Book page

How can a user change the encoding of a file to UTF-8?

Eurostat's data validation systems expect files in formats such as CSV and SDMX-ML to be sent using UTF-8 encoding only (without BOM).  If users send CSV or SDMX-ML datafiles with a different kind of encoding (including "UTF-8 with BOM"), they may thus receive a validation error report similar to the one in the screenshot below.

Validation report including UTF-8 with BOM error
BOM is the acronym of "Byte Order Mark". It is a particular variant of the UTF-8 encoding. However, this variant is not supported by Eurostat's data validation systems. 

In such cases, the provider will need to change the encoding of the file to UTF-8 and resubmit the file. The encoding can be changed using one of the two following approaches:

Approach 1

Open the file with a text editor like Notepad.
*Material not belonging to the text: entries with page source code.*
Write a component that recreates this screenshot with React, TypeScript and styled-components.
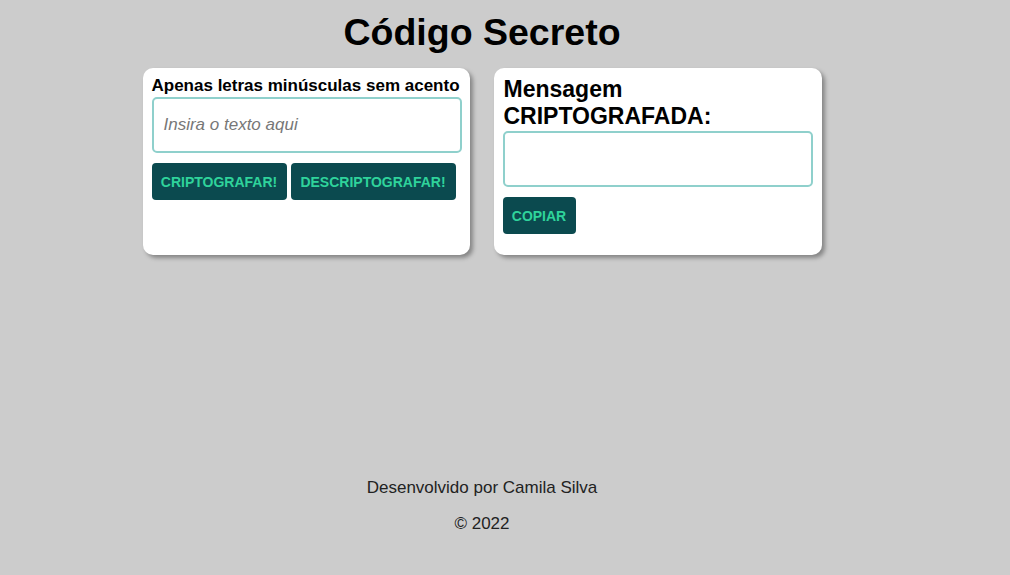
import React from "react";
import styled, { createGlobalStyle } from "styled-components";

const Global = createGlobalStyle`
  html, body { margin: 0; padding: 0; background: #cccccc; }
  body { font-family: "Liberation Sans", Arial, sans-serif; color: #000; }
`;

const Page = styled.div`
  width: 964px;
  height: 575px;
  display: flex;
  flex-direction: column;
  align-items: center;
`;

const Title = styled.h1`
  margin: 10px 0 0;
  font-size: 37.5px;
  line-height: 44px;
  font-weight: bold;
  color: #000;
`;

const Cards = styled.div`
  display: flex;
  gap: 24px;
  margin-top: 14px;
`;

const Card = styled.section<{ $w: number }>`
  box-sizing: border-box;
  width: ${(p) => p.$w}px;
  height: 187px;
  background: #fff;
  border-radius: 10px;
  box-shadow: 3px 3px 4px rgba(0, 0, 0, 0.35);
  padding: 8px 9px;
  display: flex;
  flex-direction: column;
  align-items: flex-start;
`;

const Label = styled.label`
  font-size: 17px;
  font-weight: bold;
  line-height: 19px;
  margin-bottom: 2px;
`;

const Heading = styled.h2`
  margin: 0 0 1px 1px;
  font-size: 23px;
  line-height: 27px;
  font-weight: bold;
`;

const TextBox = styled.textarea`
  box-sizing: border-box;
  width: 310px;
  height: 56px;
  border: 2px solid #8fd0cc;
  border-radius: 5px;
  padding: 17px 10px;
  resize: none;
  font-family: "Liberation Sans", Arial, sans-serif;
  font-size: 17px;
  line-height: 18px;
  outline: none;
  &::placeholder { color: #777; font-style: italic; }
`;

const Buttons = styled.div`
  display: flex;
  gap: 4px;
  margin-top: 10px;
`;

const Button = styled.button<{ $w: number }>`
  box-sizing: border-box;
  width: ${(p) => p.$w}px;
  height: 37px;
  border: none;
  border-radius: 4px;
  background: #0b4a4f;
  color: #2fd39b;
  font-family: "Liberation Sans", Arial, sans-serif;
  font-weight: bold;
  font-size: 14px;
  padding: 0;
  cursor: pointer;
`;

const Footer = styled.footer`
  margin-top: auto;
  margin-bottom: 42px;
  display: flex;
  flex-direction: column;
  align-items: center;
  gap: 17px;
  font-size: 17px;
  line-height: 19px;
  color: #222;
`;

export default function App() {
  return (
    <Page>
      <Global />
      <Title>Código Secreto</Title>
      <Cards>
        <Card $w={327}>
          <Label>Apenas letras minúsculas sem acento</Label>
          <TextBox placeholder="Insira o texto aqui" />
          <Buttons>
            <Button $w={135}>CRIPTOGRAFAR!</Button>
            <Button $w={165}>DESCRIPTOGRAFAR!</Button>
          </Buttons>
        </Card>
        <Card $w={328}>
          <Heading>
            Mensagem
            <br />
            CRIPTOGRAFADA:
          </Heading>
          <TextBox readOnly />
          <Buttons>
            <Button $w={73}>COPIAR</Button>
          </Buttons>
        </Card>
      </Cards>
      <Footer>
        <span>Desenvolvido por Camila Silva</span>
        <span>© 2022</span>
      </Footer>
    </Page>
  );
}
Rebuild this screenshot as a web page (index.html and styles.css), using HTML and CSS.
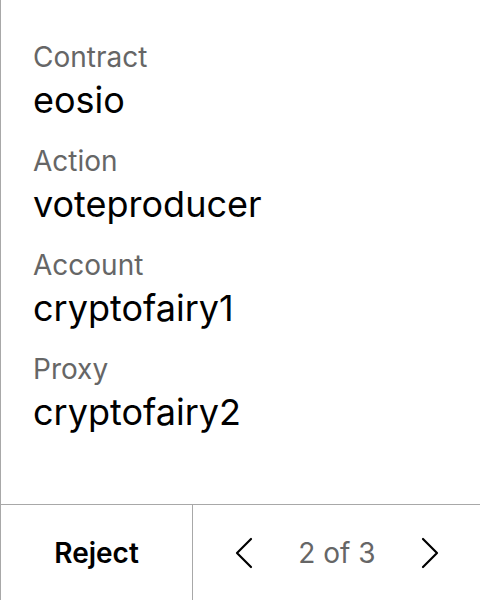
FILE: index.html
```html
<!DOCTYPE html>
<html>
<head>
<meta charset="utf-8">
<link rel="stylesheet" href="styles.css">
</head>
<body>
<div class="screen">
  <div class="fields">
    <div class="field"><div class="label">Contract</div><div class="value">eosio</div></div>
    <div class="field"><div class="label">Action</div><div class="value">voteproducer</div></div>
    <div class="field"><div class="label">Account</div><div class="value">cryptofairy1</div></div>
    <div class="field"><div class="label">Proxy</div><div class="value">cryptofairy2</div></div>
  </div>
  <div class="footer">
    <div class="reject">Reject</div>
    <div class="pager">
      <svg class="chev" width="20" height="32" viewBox="0 0 20 32"><path d="M17 2 L3 16 L17 30" fill="none" stroke="#000" stroke-width="2.2" stroke-linecap="round" stroke-linejoin="round"/></svg>
      <span class="count">2 of 3</span>
      <svg class="chev" width="20" height="32" viewBox="0 0 20 32"><path d="M3 2 L17 16 L3 30" fill="none" stroke="#000" stroke-width="2.2" stroke-linecap="round" stroke-linejoin="round"/></svg>
    </div>
  </div>
</div>
</body>
</html>
```
FILE: styles.css
```css
html, body { margin: 0; padding: 0; background: #fff; }
body { font-family: Inter, "Noto Sans", sans-serif; }
.screen {
  width: 480px; height: 600px; box-sizing: border-box;
  border-left: 1px solid #a8a8a8;
  display: flex; flex-direction: column;
}
.fields {
  flex: 1; padding: 40px 0 0 32px;
  display: flex; flex-direction: column;
}
.field { height: 104px; }
.label { font-size: 28px; line-height: 34px; color: #666; }
.value { font-size: 36px; line-height: 52px; color: #000; font-weight: 400; }
.footer {
  height: 95px; border-top: 1px solid #a8a8a8;
  display: flex;
}
.reject {
  width: 191px; border-right: 1px solid #a8a8a8;
  display: flex; align-items: center; justify-content: center;
  font-size: 28px; font-weight: 600; color: #000;
}
.pager {
  flex: 1; display: flex; align-items: center; justify-content: space-between;
  padding: 0 40px 0 41px;
}
.count { font-size: 28px; color: #666; }
```
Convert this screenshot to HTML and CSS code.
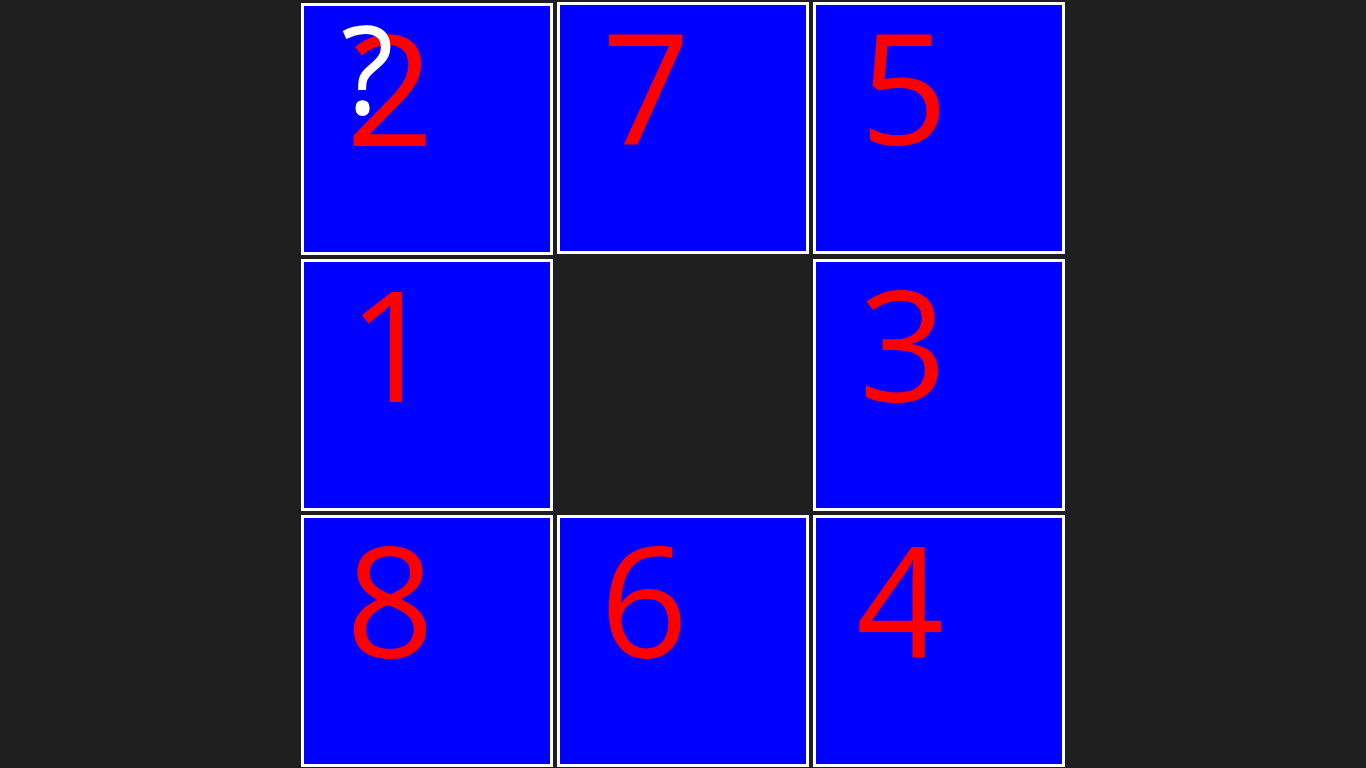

Click on "Save as" and select "UTF-8" in the "Encoding" box upon saving. See screenshot below.

Image displaying UTF-8 in the Encoding field when using the option Saving as

Approach 2

Open the file in Notepad++. In the "Encoding" menu of Notepad++, click on "UTF-8".  Then save the file. Remark: if there is a black dot next to "UTF-8", it means that the format of the file is already correct.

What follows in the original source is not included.